‘I think I’ve got concussion,’ I told my doctor.
As a fourth-year medical student, I’d researched the condition. But my doctor just laughed.
‘That’s not possible,’ he said.
I was convinced of it though. A week earlier, I’d been training for a triathlon at the local pool, when one of my teammates accidentally kicked me in the head.
I didn’t lose consciousness and kept swimming, but later a huge bruise appeared on my eye.
After a quick examination, a doctor said I was fine. The next day, bright lights hurt my eyes and waves of fatigue, dizziness and nausea came over me.
I was also an emotional wreck, bursting into tears without warning. Even walking to the letterbox left me bedridden for the rest of the day.
What was going on?
A week on, I was desperate.
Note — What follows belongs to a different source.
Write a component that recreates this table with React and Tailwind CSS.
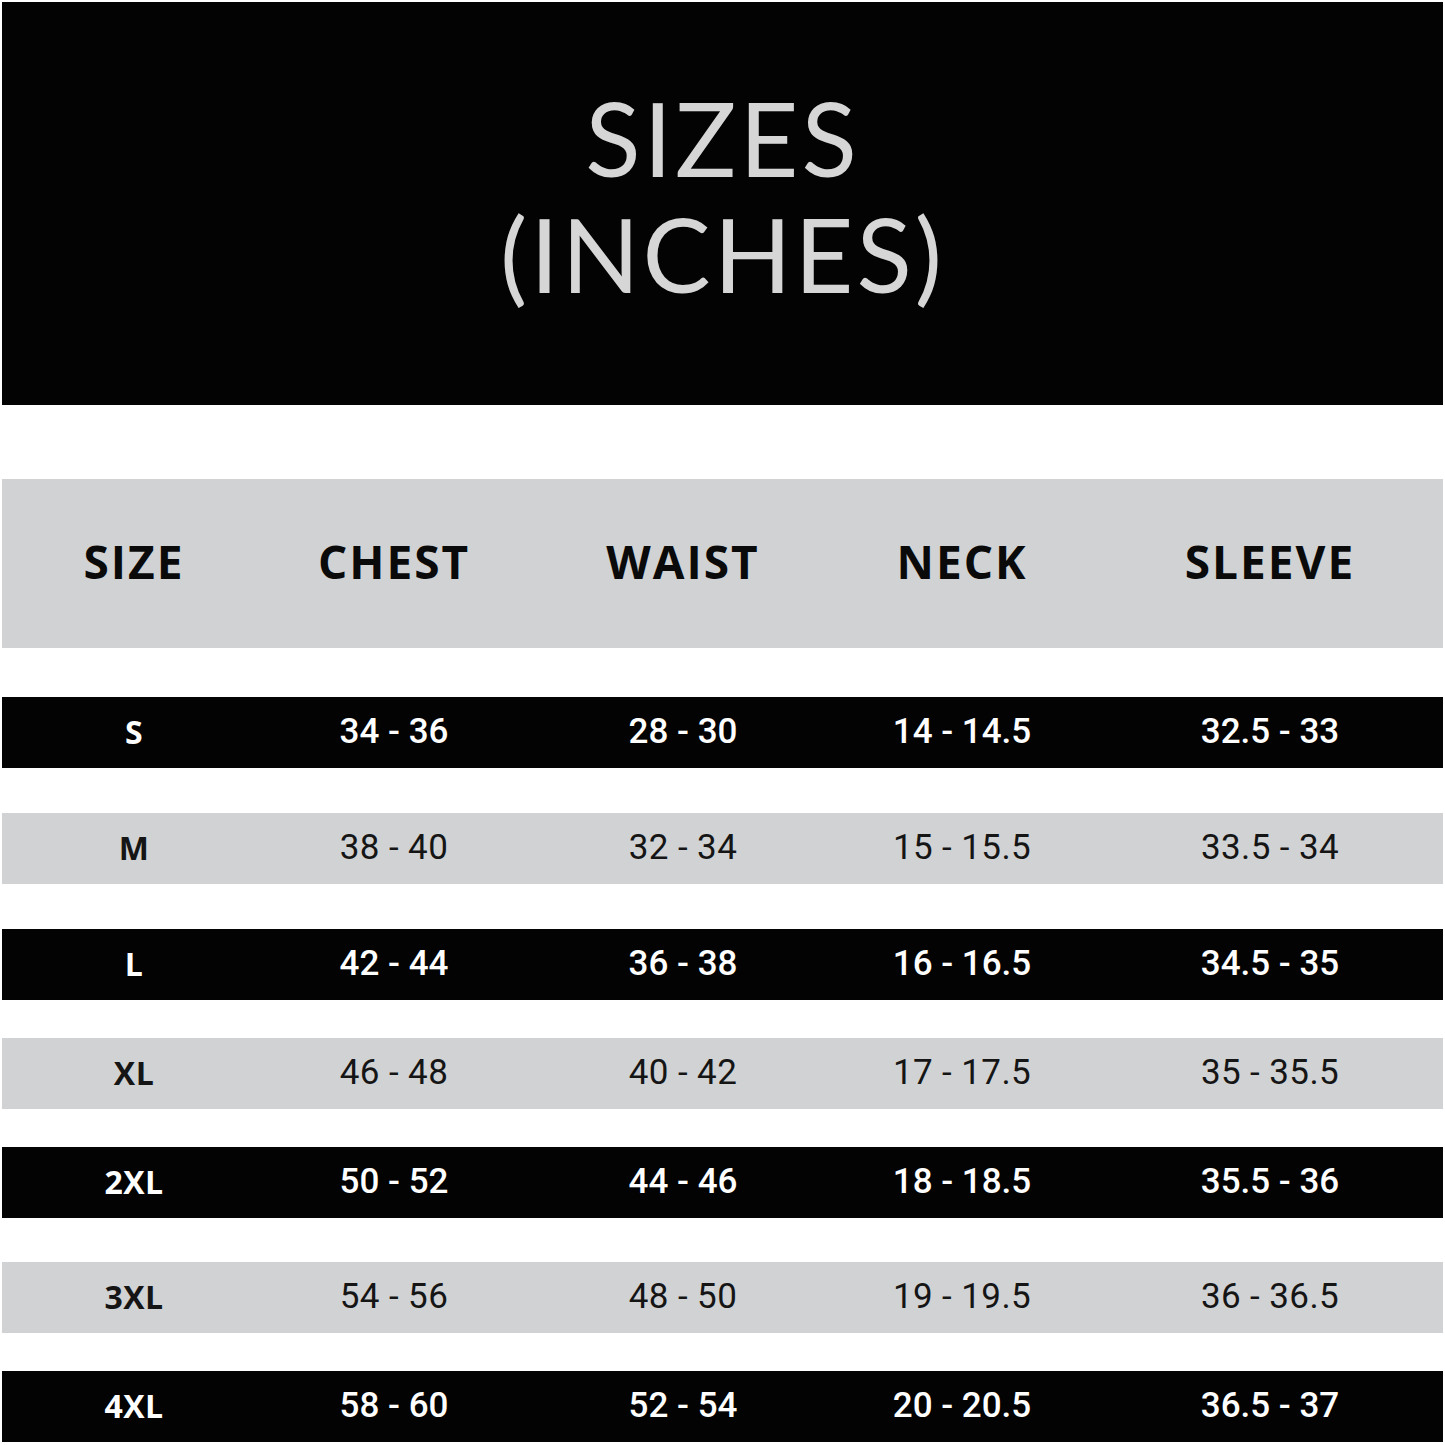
const rows = [
  { size: "S", dark: true, gap: "mt-[49px]", vals: ["34 - 36", "28 - 30", "14 - 14.5", "32.5 - 33"] },
  { size: "M", dark: false, gap: "mt-[45px]", vals: ["38 - 40", "32 - 34", "15 - 15.5", "33.5 - 34"] },
  { size: "L", dark: true, gap: "mt-[45px]", vals: ["42 - 44", "36 - 38", "16 - 16.5", "34.5 - 35"] },
  { size: "XL", dark: false, gap: "mt-[38px]", vals: ["46 - 48", "40 - 42", "17 - 17.5", "35 - 35.5"] },
  { size: "2XL", dark: true, gap: "mt-[38px]", vals: ["50 - 52", "44 - 46", "18 - 18.5", "35.5 - 36"] },
  { size: "3XL", dark: false, gap: "mt-[44px]", vals: ["54 - 56", "48 - 50", "19 - 19.5", "36 - 36.5"] },
  { size: "4XL", dark: true, gap: "mt-[38px]", vals: ["58 - 60", "52 - 54", "20 - 20.5", "36.5 - 37"] },
];

const headers = ["SIZE", "CHEST", "WAIST", "NECK", "SLEEVE"];

// column widths picked so the text centres line up with the chart
const cols = "grid grid-cols-[264px_256px_322px_236px_1fr]";

const SizeRow = ({ row }) => (
  <div
    className={`${cols} ${row.gap} h-[71px] items-center ${
      row.dark ? "bg-[#030303] text-white" : "bg-[#d1d2d4] text-[#151515]"
    }`}
  >
    <div className="text-center text-[32px] font-bold tracking-[0.5px] font-['Open_Sans',sans-serif] -mt-[2px]">
      {row.size}
    </div>
    {row.vals.map((v, i) => (
      <div
        key={i}
        className={`text-center text-[35px] font-['Roboto',sans-serif] ${
          row.dark ? "font-medium tracking-[0px]" : "font-normal tracking-[0.4px]"
        } ${i === 3 ? "pl-[17px]" : ""}`}
      >
        {v}
      </div>
    ))}
  </div>
);

export default function App() {
  return (
    <div className="w-[1445px] h-[1445px] bg-white pl-[2px] pt-[2px] overflow-hidden">
      <div className="w-[1441px]">
        <div className="h-[403px] bg-[#030303] pt-[78px] text-center text-[#d6d6d6] font-['Lato',sans-serif] font-normal text-[102px] leading-[116px] tracking-[3px]">
          <div>SIZES</div>
          <div>(INCHES)</div>
        </div>

        <div className={`${cols} mt-[74px] h-[169px] items-center bg-[#d1d2d4] text-[#0a0a0a]`}>
          {headers.map((h, i) => (
            <div
              key={h}
              className={`text-center text-[46px] font-bold tracking-[2px] font-['Open_Sans',sans-serif] -mt-[4px] ${
                i === 4 ? "pl-[17px]" : ""
              }`}
            >
              {h}
            </div>
          ))}
        </div>

        {rows.map((r) => (
          <SizeRow key={r.size} row={r} />
        ))}
      </div>
    </div>
  );
}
It felt like my brain was being squeezed. Finally, I found a doctor who specialised in brain injuries and he had a shocking diagnosis.
‘You’ve got post-concussion syndrome,’ he said.
It’s a complex disorder characterised by headaches and dizziness and can last for months after a concussion.
I'd never even heard of it before!
It was a relief to have an answer, but it hasn’t been easy.
I’ve since been referred to a brain injury clinic for rehab, and four months on, I’m still not back at uni. It’s hard to focus and my head aches constantly.
One good thing, I’m now planning to specialise in brain injuries so I can help others like me.
I’ve since spoken to countless other sufferers who said they were just told to ‘suck it up’. My advice is to trust your instincts. If something doesn’t feel right, get help.
➜ Concussion is a mild brain trauma caused by a blow to the head.
➜ Symptoms of post-concussion syndrome include headaches, insomnia, memory loss and noise sensitivity. Sufferers may also experience emotional changes.
➜ If you are playing sport and are concussed, don’t keep playing. Seek medical attention immediately.